A Graph-Theoretical Perspective on Law Design for Multiagent Systems
Qi Shi, Pavel Naumov
TL;DR
The paper tackles the problem of designing minimally restrictive laws to prevent undesirable outcomes in one-shot multiagent systems. It models laws as prohibitions within one-shot concurrent games and shows that both useful-law design and gap-free law design are NP-hard, even in simple settings. The authors build a unified, graph-theoretic framework by reducing law-design problems to vertex cover in hypergraphs and related graphs, enabling approximation via known VC algorithms and providing two-way reductions between VC and both useful-law and gap-free-law problems. A key by-product is addressing responsibility gaps through the gap-free design framework. The results offer a practical, scalable approach to normative design in multiagent settings by leveraging established VC techniques, with future directions including weighted actions and broader normative logics.
Abstract
A law in a multiagent system is a set of constraints imposed on agents' behaviours to avoid undesirable outcomes.
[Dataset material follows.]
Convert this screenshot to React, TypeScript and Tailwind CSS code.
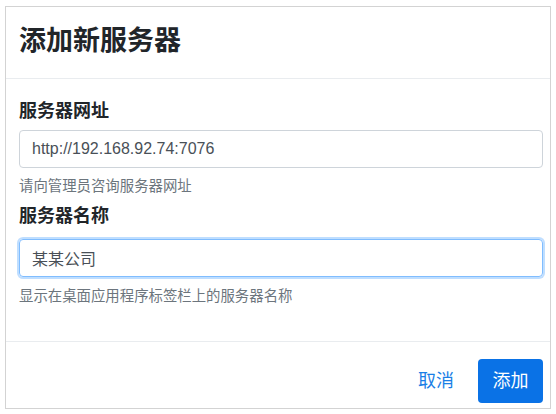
const font = {
  fontFamily: '"Liberation Sans", "Noto Sans CJK SC", sans-serif',
};

function Field({
  label,
  value,
  hint,
  focused,
  first,
}: {
  label: string;
  value: string;
  hint: string;
  focused?: boolean;
  first?: boolean;
}) {
  return (
    <div className={first ? "" : "mt-[6px]"}>
      <label className="block h-[27px] text-[18px] leading-[27px] font-bold text-[#212529]">
        {label}
      </label>
      <input
        readOnly
        defaultValue={value}
        className={
          focused
            ? "mt-[9px] block h-[38px] w-full rounded-[4px] border border-[#80bdff] px-[12px] text-[16px] text-[#495057] outline-none shadow-[0_0_0_2px_rgba(0,123,255,0.25)]"
            : "mt-[5px] block h-[38px] w-full rounded-[4px] border border-[#ced4da] px-[12px] text-[16px] text-[#495057] outline-none"
        }
      />
      <p
        className={
          (focused ? "mt-[9px]" : "mt-[8px]") +
          " h-[21px] text-[14.4px] leading-[21px] text-[#6c757d]"
        }
      >
        {hint}
      </p>
    </div>
  );
}

export default function App() {
  return (
    <div className="min-h-[414px] w-[556px] bg-white pt-[6px] pl-[5px]" style={font}>
      <div className="flex h-[403px] w-[546px] flex-col border border-[#d3d3d3] bg-white">
        <div className="border-b border-[#e9ecef] pt-[14px] pb-[17px] pl-[13px] pr-[7px]">
          <h1 className="h-[40px] text-[27px] leading-[40px] font-semibold text-[#212529]">
            添加新服务器
          </h1>
        </div>
        <div className="border-b border-[#e9ecef] pt-[19px] pb-[34px] pl-[13px] pr-[7px]">
          <Field
            first
            label="服务器网址"
            value="http://192.168.92.74:7076"
            hint="请向管理员咨询服务器网址"
          />
          <Field
            focused
            label="服务器名称"
            value="某某公司"
            hint="显示在桌面应用程序标签栏上的服务器名称"
          />
        </div>
        <div className="flex items-start justify-end pt-[17px] pb-[5px] pl-[13px] pr-[7px]">
          <button className="mt-[11px] mr-[24px] text-[18px] leading-[22px] text-[#1a7fe6]">
            取消
          </button>
          <button className="h-[44px] w-[65px] rounded-[4px] bg-[#0a72e6] text-[18px] text-white">
            添加
          </button>
        </div>
      </div>
    </div>
  );
}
The paper considers two types of laws: useful laws that, if followed, completely eliminate the undesirable outcomes and gap-free laws that guarantee that at least one agent can be held responsible each time an undesirable outcome occurs. In both cases, we study the problem of finding a law that achieves the desired result by imposing the minimum restrictions. We prove that, for both types of laws, the minimisation problem is NP-hard even in the simple case of one-shot concurrent interactions. We also show that the approximation algorithm for the vertex cover problem in hypergraphs could be used to efficiently approximate the minimum laws in both cases.